Owens, 21, was fleeing police, who lit him up for driving without headlights and making an illegal left turn. Instead of pulling over, he took off on a vehicular rampage that ended with him being Tasered, arrested, and, ultimately, charged with capital murder. The car he drove was reported stolen, after the incident. He's being held on a $3 million bond.
Meanwhile, the conference has been criticized by prominent media, notably the Los Angeles Times, which characterized this as an "off-year," and The Wall Street Journal and The New York Times, both of which charged SXSW with having lost touch with the little guys.
I'd argue the worsening aspects of SXSW aren't organizational, but cultural. Because of its notoriety, the Festival has become a hangout for intolerable dickheads – and not the industry ones, but hordes of non-participating partiers who bring the major walkways to a standstill. Sixth Street during SXSW could make you long for the serenity of Bourbon Street or Tijuana's Avenida Revolución. Stationary teams of blunt-smoking alpha males holler at any female passing by as police crews assemble in menacing crowd-control formations and wasted spring-breakers puke pizza into the gutters with nary a badge or wristband with which to wipe the vomit.
At least five videos of SXSW 2014 street brawls have appeared online, one involving dozens of fighters, another concluding with an unconscious loser being loaded into an ambulance on a stretcher. Despite what those clips reveal, the violence wasn't limited to young, black males on Sixth. On Friday night, a crew of California-based skateboarders attacked the outnumbered staff at Yellow Jacket Social Club after a member of their group was ejected for climbing in over the fence, according to one employee.
As hosts of a multitude of festivals, Austinites are used to visitors treating the city as a playground, but the increased lawlessness and "anything goes" attitude has made Downtown a gauntlet.

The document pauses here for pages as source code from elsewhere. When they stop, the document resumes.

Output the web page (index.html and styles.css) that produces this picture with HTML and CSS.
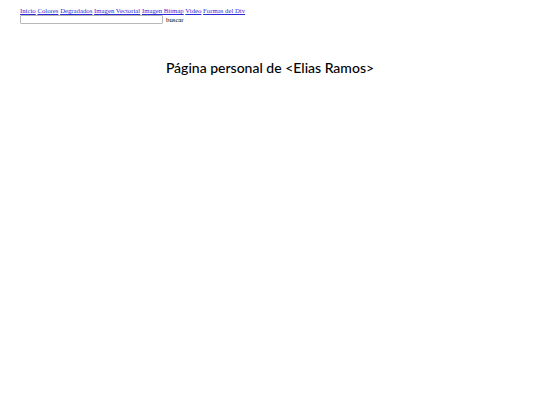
FILE: index.html
```html
<!DOCTYPE html>
<html lang="es">
<head>
<meta charset="utf-8">
<title>Página personal</title>
<link rel="stylesheet" href="styles.css">
</head>
<body>
<nav class="menu">
<a href="#">Inicio</a> <a href="#">Colores</a> <a href="#">Degradados</a> <a href="#">Imagen Vectorial</a> <a href="#">Imagen Bitmap</a> <a href="#">Video</a> <a href="#">Formas del Div</a>
</nav>
<form class="search">
<input class="search-input" type="text"><span class="search-label">buscar</span>
</form>
<h1 class="title">Página personal de &lt;Elias Ramos&gt;</h1>
</body>
</html>
```
FILE: styles.css
```css
html, body {
  margin: 0;
  background: #fff;
}
body {
  padding: 7px 20px 0 20px;
  font-family: "Liberation Serif", serif;
  font-size: 6.75px;
  line-height: 8px;
  color: #000;
}
.menu a {
  color: #2a2ad8;
}
.search {
  margin: 0;
  display: flex;
  align-items: center;
}
.search-input {
  width: 143px;
  height: 9px;
  box-sizing: border-box;
  margin: 0;
  padding: 0;
  border: 1px solid #b8b8b8;
  border-radius: 1px;
}
.search-label {
  margin-left: 3px;
}
.title {
  margin: 36px 0 0 0;
  text-align: center;
  font-family: "Lato", "Noto Sans", sans-serif;
  font-weight: 500;
  font-size: 14px;
  line-height: 16px;
}
```
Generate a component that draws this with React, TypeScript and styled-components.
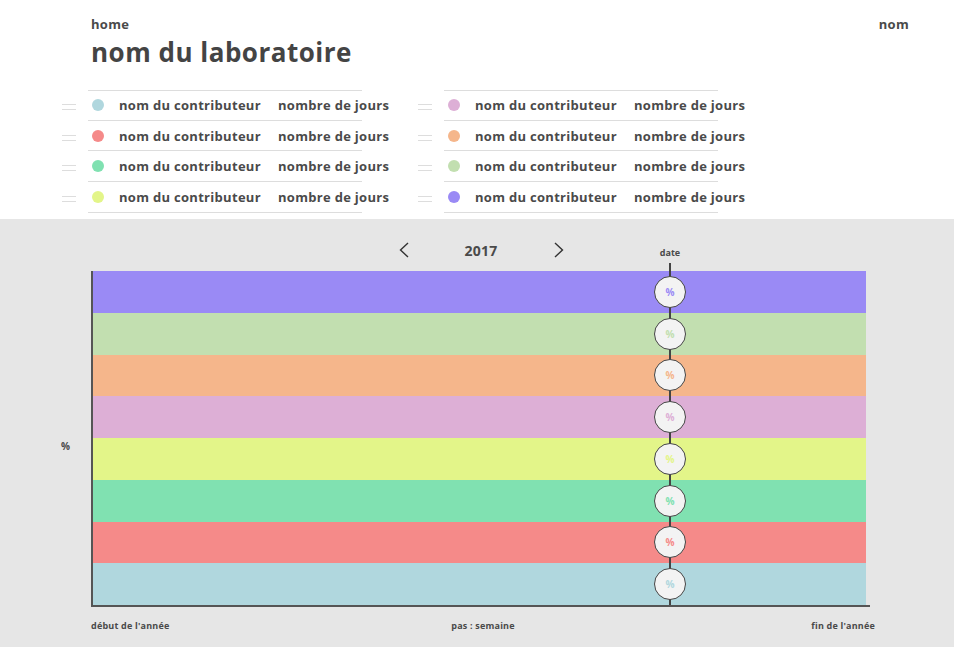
import React from 'react'
import styled, { createGlobalStyle } from 'styled-components'

const GlobalStyle = createGlobalStyle`
  body {
    margin: 0;
    font-family: 'Open Sans', 'DejaVu Sans', sans-serif;
    color: #4a4a4a;
  }
`

const contributors = [
  { color: '#b0d7de' },
  { color: '#f58a89' },
  { color: '#80e1b1' },
  { color: '#e3f589' },
  { color: '#ddafd6' },
  { color: '#f5b68b' },
  { color: '#c2dfb0' },
  { color: '#9a8af5' },
]

// bars are drawn top to bottom, so the last contributor comes first
const bars = [...contributors].reverse()

const DATE_X = 577

const Page = styled.div`
  width: 954px;
  height: 647px;
  display: flex;
  flex-direction: column;
  overflow: hidden;
`

const Header = styled.header`
  background: #fff;
  height: 219px;
  box-sizing: border-box;
  padding-top: 15px;
`

const TopBar = styled.div`
  display: flex;
  justify-content: space-between;
  padding: 0 45px 0 91px;
`

const SmallLink = styled.span`
  font-size: 13px;
  font-weight: 700;
  line-height: 18px;
  letter-spacing: 0.3px;
  color: #4a4a4a;
`

const Title = styled.h1`
  margin: 2px 0 0 91px;
  font-size: 26px;
  font-weight: 700;
  line-height: 34px;
  letter-spacing: 0.5px;
  color: #444;
`

const Legend = styled.div`
  display: grid;
  grid-template-columns: 356px 356px;
  margin: 21px 0 0 62px;
`

const LegendColumn = styled.div`
  display: flex;
  flex-direction: column;
`

const LegendRow = styled.div`
  display: flex;
  align-items: center;
  height: 30.7px;
`

const Handle = styled.div`
  width: 14px;
  height: 4px;
  margin-right: 12px;
  border-top: 1px solid #ddd;
  border-bottom: 1px solid #ddd;
  margin-top: 3px;
`

const RowBody = styled.div<{ $first: boolean }>`
  width: 274px;
  height: 100%;
  box-sizing: border-box;
  display: flex;
  align-items: center;
  border-bottom: 1px solid #ddd;
  border-top: ${(p) => (p.$first ? '1px solid #ddd' : 'none')};
  white-space: nowrap;
`

const Dot = styled.span<{ $color: string }>`
  width: 12px;
  height: 12px;
  border-radius: 50%;
  background: ${(p) => p.$color};
  margin: 0 15px 0 4px;
  flex: none;
`

const Name = styled.span`
  font-size: 13px;
  font-weight: 700;
  letter-spacing: 0.3px;
  width: 159px;
  flex: none;
`

const Days = styled.span`
  font-size: 13px;
  font-weight: 700;
  letter-spacing: 0.3px;
`

const ChartSection = styled.section`
  flex: 1;
  background: #e6e6e6;
  display: flex;
  flex-direction: column;
`

const Nav = styled.div`
  height: 52px;
  display: flex;
  align-items: center;
  justify-content: center;
  padding: 10px 0 0 8px;
  box-sizing: border-box;
`

const NavButton = styled.button`
  background: none;
  border: none;
  padding: 0;
  width: 10px;
  height: 16px;
  display: flex;
  cursor: pointer;
`

const Year = styled.span`
  font-size: 14px;
  font-weight: 700;
  letter-spacing: 0.3px;
  width: 145px;
  text-align: center;
`

const PlotRow = styled.div`
  display: grid;
  grid-template-columns: 91px 779px;
`

const YLabel = styled.span`
  font-size: 10px;
  font-weight: 700;
  padding: 168px 0 0 61px;
`

const Plot = styled.div`
  position: relative;
  height: 336px;
  border-left: 2px solid #555;
  border-bottom: 2px solid #555;
  box-sizing: border-box;
  padding-right: 4px;
  display: flex;
  flex-direction: column;
`

const Bar = styled.div<{ $color: string }>`
  position: relative;
  flex: 1;
  background: ${(p) => p.$color};
`

const DateLine = styled.div`
  position: absolute;
  left: ${DATE_X - 1}px;
  top: -8px;
  bottom: 0;
  width: 2px;
  background: #444;
  z-index: 1;
`

const DateLabel = styled.span`
  position: absolute;
  left: ${DATE_X - 20}px;
  top: -25px;
  width: 40px;
  text-align: center;
  font-size: 9px;
  font-weight: 700;
`

const Marker = styled.div<{ $color: string }>`
  position: absolute;
  left: ${DATE_X - 16}px;
  top: 50%;
  transform: translateY(-50%);
  width: 32px;
  height: 32px;
  box-sizing: border-box;
  border-radius: 50%;
  border: 1px solid #444;
  background: #f3f3f3;
  z-index: 2;
  display: flex;
  align-items: center;
  justify-content: center;
  font-size: 10px;
  font-weight: 700;
  color: ${(p) => p.$color};
`

const AxisLabels = styled.div`
  display: grid;
  grid-template-columns: 1fr auto 1fr;
  margin: 12px 79px 0 91px;
  font-size: 9px;
  font-weight: 700;
  letter-spacing: 0.2px;
`

const AxisEnd = styled.span`
  text-align: right;
`

const Chevron = ({ dir }: { dir: 'left' | 'right' }) => (
  <svg width="10" height="16" viewBox="0 0 10 16">
    <path
      d={dir === 'left' ? 'M9 1 L1.5 8 L9 15' : 'M1 1 L8.5 8 L1 15'}
      fill="none"
      stroke="#333"
      strokeWidth="1.4"
    />
  </svg>
)

const LegendBlock = ({ items, first }: { items: { color: string }[]; first: number }) => (
  <LegendColumn>
    {items.map((c, i) => (
      <LegendRow key={first + i}>
        <Handle />
        <RowBody $first={i === 0}>
          <Dot $color={c.color} />
          <Name>nom du contributeur</Name>
          <Days>nombre de jours</Days>
        </RowBody>
      </LegendRow>
    ))}
  </LegendColumn>
)

export default function App() {
  return (
    <Page>
      <GlobalStyle />
      <Header>
        <TopBar>
          <SmallLink>home</SmallLink>
          <SmallLink>nom</SmallLink>
        </TopBar>
        <Title>nom du laboratoire</Title>
        <Legend>
          <LegendBlock items={contributors.slice(0, 4)} first={0} />
          <LegendBlock items={contributors.slice(4)} first={4} />
        </Legend>
      </Header>

      <ChartSection>
        <Nav>
          <NavButton aria-label="année précédente">
            <Chevron dir="left" />
          </NavButton>
          <Year>2017</Year>
          <NavButton aria-label="année suivante">
            <Chevron dir="right" />
          </NavButton>
        </Nav>

        <PlotRow>
          <YLabel>%</YLabel>
          <Plot>
            <DateLabel>date</DateLabel>
            <DateLine />
            {bars.map((b, i) => (
              <Bar key={i} $color={b.color}>
                <Marker $color={b.color}>%</Marker>
              </Bar>
            ))}
          </Plot>
        </PlotRow>

        <AxisLabels>
          <span>début de l'année</span>
          <span>pas : semaine</span>
          <AxisEnd>fin de l'année</AxisEnd>
        </AxisLabels>
      </ChartSection>
    </Page>
  )
}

You can count on changes before next March. Expect SXSW to continue working with the city and police department to address public safety and crowd-control issues. As for the music itself, nothing's broken. I was turned on to more amazing, lesser-known acts this year than ever before at SXSW. If you weren't, you were too busy going Gaga.
I received an inspiring history lesson from both the panel and performance of generation-bridging Memphis music revue Take Me to the River, which included jaw-dropping collaboration from soulman Bobby Rush and rapper Frayser Boy backed by the Hi Rhythm Section with Booker T. Jones, as well as the North Mississippi Allstars jamming with Charlie Musselwhite. I witnessed innovative international acts like Brazilian guitar-pop act Boogarins and Australian crooner and noise-guitar warrior Kirin J. Callinan. I made a rare church appearance to glimpse spirited vocal-loopist Moses Sumney, was thoroughly entertained by Dallas hip-hop duo A.dD+, and fell in love with perfect riffing femme trio Ex Hex and young Afro-punk band of brothers Radkey.
What shape the great SXSW mammoth takes next year remains to be seen and interpreted from a thousand angles, but it will be here and so will we.